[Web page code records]
━━━━━━━━

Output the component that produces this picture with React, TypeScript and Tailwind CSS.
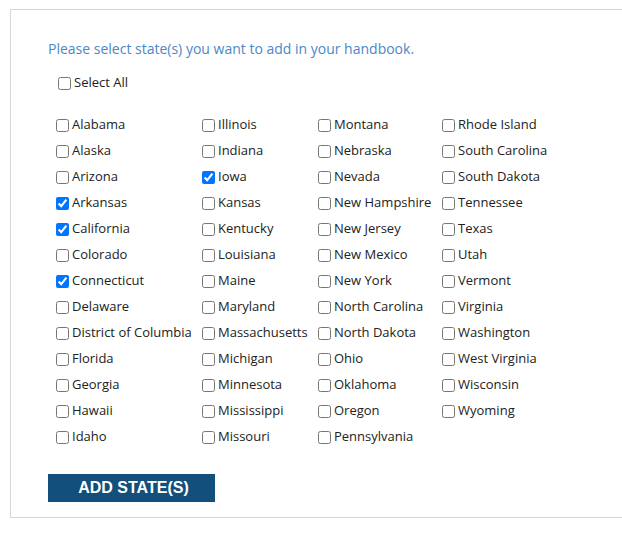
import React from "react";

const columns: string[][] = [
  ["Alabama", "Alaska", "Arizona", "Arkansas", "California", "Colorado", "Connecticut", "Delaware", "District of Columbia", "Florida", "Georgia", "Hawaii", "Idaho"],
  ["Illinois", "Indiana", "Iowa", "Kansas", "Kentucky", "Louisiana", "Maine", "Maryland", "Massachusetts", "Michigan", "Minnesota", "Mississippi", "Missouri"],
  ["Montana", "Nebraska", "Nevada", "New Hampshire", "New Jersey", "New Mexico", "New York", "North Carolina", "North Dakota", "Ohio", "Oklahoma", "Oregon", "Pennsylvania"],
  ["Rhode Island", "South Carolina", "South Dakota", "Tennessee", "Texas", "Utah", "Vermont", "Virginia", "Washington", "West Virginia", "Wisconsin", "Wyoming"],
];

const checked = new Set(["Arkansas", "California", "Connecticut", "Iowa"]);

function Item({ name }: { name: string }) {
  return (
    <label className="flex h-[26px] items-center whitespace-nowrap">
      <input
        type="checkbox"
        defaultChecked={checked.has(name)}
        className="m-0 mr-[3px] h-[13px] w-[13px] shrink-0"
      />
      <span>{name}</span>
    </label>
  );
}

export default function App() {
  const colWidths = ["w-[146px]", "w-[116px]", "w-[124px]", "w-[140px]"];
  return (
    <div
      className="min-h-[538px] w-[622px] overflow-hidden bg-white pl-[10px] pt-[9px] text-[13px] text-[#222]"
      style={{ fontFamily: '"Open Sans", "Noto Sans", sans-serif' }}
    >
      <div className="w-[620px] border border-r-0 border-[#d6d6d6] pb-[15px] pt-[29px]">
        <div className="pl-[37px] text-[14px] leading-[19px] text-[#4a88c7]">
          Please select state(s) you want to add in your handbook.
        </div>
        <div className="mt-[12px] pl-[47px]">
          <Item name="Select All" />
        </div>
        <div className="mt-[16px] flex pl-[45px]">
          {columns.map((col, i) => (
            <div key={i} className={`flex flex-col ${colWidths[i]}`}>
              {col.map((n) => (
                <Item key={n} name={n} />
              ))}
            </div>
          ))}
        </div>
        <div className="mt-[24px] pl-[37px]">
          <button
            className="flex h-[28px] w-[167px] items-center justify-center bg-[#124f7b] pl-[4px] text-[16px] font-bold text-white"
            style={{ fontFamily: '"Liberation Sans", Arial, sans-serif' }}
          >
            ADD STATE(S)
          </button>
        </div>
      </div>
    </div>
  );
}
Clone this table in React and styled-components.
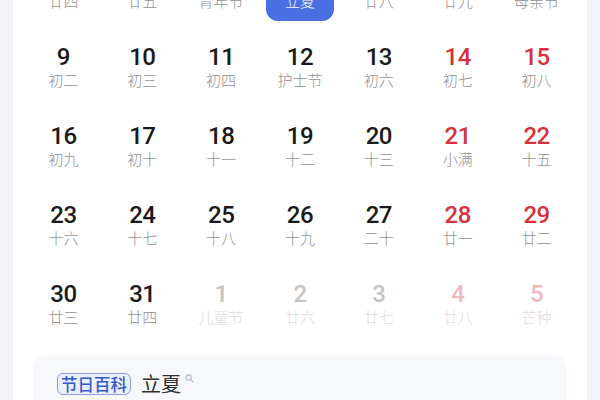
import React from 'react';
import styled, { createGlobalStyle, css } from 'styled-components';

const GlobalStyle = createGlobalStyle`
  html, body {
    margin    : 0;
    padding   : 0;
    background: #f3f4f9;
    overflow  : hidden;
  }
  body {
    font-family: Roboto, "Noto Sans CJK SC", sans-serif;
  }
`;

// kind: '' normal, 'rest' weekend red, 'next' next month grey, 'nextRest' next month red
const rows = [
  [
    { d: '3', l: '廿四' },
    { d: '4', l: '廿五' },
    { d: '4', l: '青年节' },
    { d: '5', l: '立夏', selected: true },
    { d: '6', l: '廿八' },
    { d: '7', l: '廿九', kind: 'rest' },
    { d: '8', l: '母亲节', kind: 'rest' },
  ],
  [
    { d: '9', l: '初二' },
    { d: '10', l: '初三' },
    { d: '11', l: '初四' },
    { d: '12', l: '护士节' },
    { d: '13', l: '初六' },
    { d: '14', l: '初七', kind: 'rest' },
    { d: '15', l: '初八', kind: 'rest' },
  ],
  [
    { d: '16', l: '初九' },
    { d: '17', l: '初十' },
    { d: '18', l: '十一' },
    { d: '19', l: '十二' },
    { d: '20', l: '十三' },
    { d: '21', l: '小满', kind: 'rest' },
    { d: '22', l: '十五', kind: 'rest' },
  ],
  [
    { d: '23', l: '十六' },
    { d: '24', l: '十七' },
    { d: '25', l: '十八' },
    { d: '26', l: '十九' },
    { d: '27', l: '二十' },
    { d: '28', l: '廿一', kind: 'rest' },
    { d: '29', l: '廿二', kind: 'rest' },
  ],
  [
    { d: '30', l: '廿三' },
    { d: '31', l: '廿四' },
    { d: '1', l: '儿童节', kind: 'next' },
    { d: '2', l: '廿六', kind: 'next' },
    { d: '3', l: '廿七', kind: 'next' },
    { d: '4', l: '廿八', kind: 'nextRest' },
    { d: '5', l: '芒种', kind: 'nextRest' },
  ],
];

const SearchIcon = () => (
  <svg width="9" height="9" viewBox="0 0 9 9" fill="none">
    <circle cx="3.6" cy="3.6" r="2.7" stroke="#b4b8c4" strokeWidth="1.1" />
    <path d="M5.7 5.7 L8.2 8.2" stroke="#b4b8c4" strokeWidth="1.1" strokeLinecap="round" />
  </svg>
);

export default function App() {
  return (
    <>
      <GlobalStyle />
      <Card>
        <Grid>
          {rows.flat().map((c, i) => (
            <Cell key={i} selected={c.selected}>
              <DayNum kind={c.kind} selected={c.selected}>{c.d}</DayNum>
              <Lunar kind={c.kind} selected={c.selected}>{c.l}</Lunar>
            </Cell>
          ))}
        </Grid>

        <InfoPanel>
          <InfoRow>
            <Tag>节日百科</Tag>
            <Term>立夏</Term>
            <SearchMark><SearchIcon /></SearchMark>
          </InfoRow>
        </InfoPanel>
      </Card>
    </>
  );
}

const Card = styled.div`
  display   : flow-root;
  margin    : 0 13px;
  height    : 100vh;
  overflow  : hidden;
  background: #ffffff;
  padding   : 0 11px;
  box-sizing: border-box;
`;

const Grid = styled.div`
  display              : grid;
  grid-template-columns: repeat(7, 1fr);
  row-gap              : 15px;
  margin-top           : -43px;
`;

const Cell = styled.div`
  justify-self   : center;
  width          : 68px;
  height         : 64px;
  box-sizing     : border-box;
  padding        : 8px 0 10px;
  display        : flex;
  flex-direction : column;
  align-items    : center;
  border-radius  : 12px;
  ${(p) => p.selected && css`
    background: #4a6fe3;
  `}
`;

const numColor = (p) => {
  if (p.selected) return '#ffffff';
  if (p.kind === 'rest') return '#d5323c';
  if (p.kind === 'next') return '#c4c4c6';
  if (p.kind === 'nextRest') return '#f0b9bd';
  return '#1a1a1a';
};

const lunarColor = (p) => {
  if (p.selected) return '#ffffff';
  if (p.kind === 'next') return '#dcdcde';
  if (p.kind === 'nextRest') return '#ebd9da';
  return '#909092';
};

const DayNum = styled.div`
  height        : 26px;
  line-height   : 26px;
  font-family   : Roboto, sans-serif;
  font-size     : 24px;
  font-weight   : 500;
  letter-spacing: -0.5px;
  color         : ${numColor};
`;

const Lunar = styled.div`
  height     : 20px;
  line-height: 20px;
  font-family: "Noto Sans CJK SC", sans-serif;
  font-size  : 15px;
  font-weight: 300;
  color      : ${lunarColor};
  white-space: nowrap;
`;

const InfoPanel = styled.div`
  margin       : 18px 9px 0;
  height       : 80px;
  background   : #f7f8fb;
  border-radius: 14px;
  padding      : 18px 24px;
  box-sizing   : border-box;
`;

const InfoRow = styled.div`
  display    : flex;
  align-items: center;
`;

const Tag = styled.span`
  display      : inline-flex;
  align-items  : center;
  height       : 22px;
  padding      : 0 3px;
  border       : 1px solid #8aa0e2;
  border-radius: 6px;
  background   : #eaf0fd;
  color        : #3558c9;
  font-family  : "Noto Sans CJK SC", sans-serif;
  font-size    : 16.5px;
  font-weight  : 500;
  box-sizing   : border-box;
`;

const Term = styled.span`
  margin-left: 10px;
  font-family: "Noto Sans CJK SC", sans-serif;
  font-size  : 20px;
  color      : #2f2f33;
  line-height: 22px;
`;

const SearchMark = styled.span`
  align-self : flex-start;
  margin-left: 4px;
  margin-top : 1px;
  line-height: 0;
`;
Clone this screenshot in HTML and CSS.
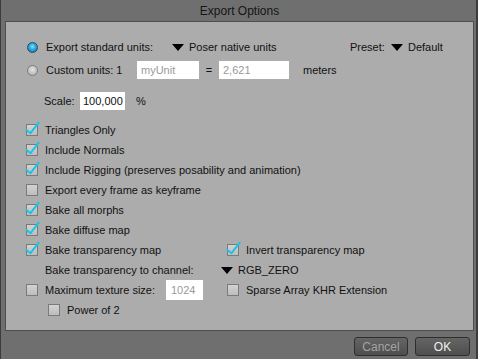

━━━━━━━━

*What you are asked to do*: Return all lines of the material above in which the word "Clone" occurs.

*Expected answer*:
Clone this table in React and styled-components.
Clone this screenshot in HTML and CSS.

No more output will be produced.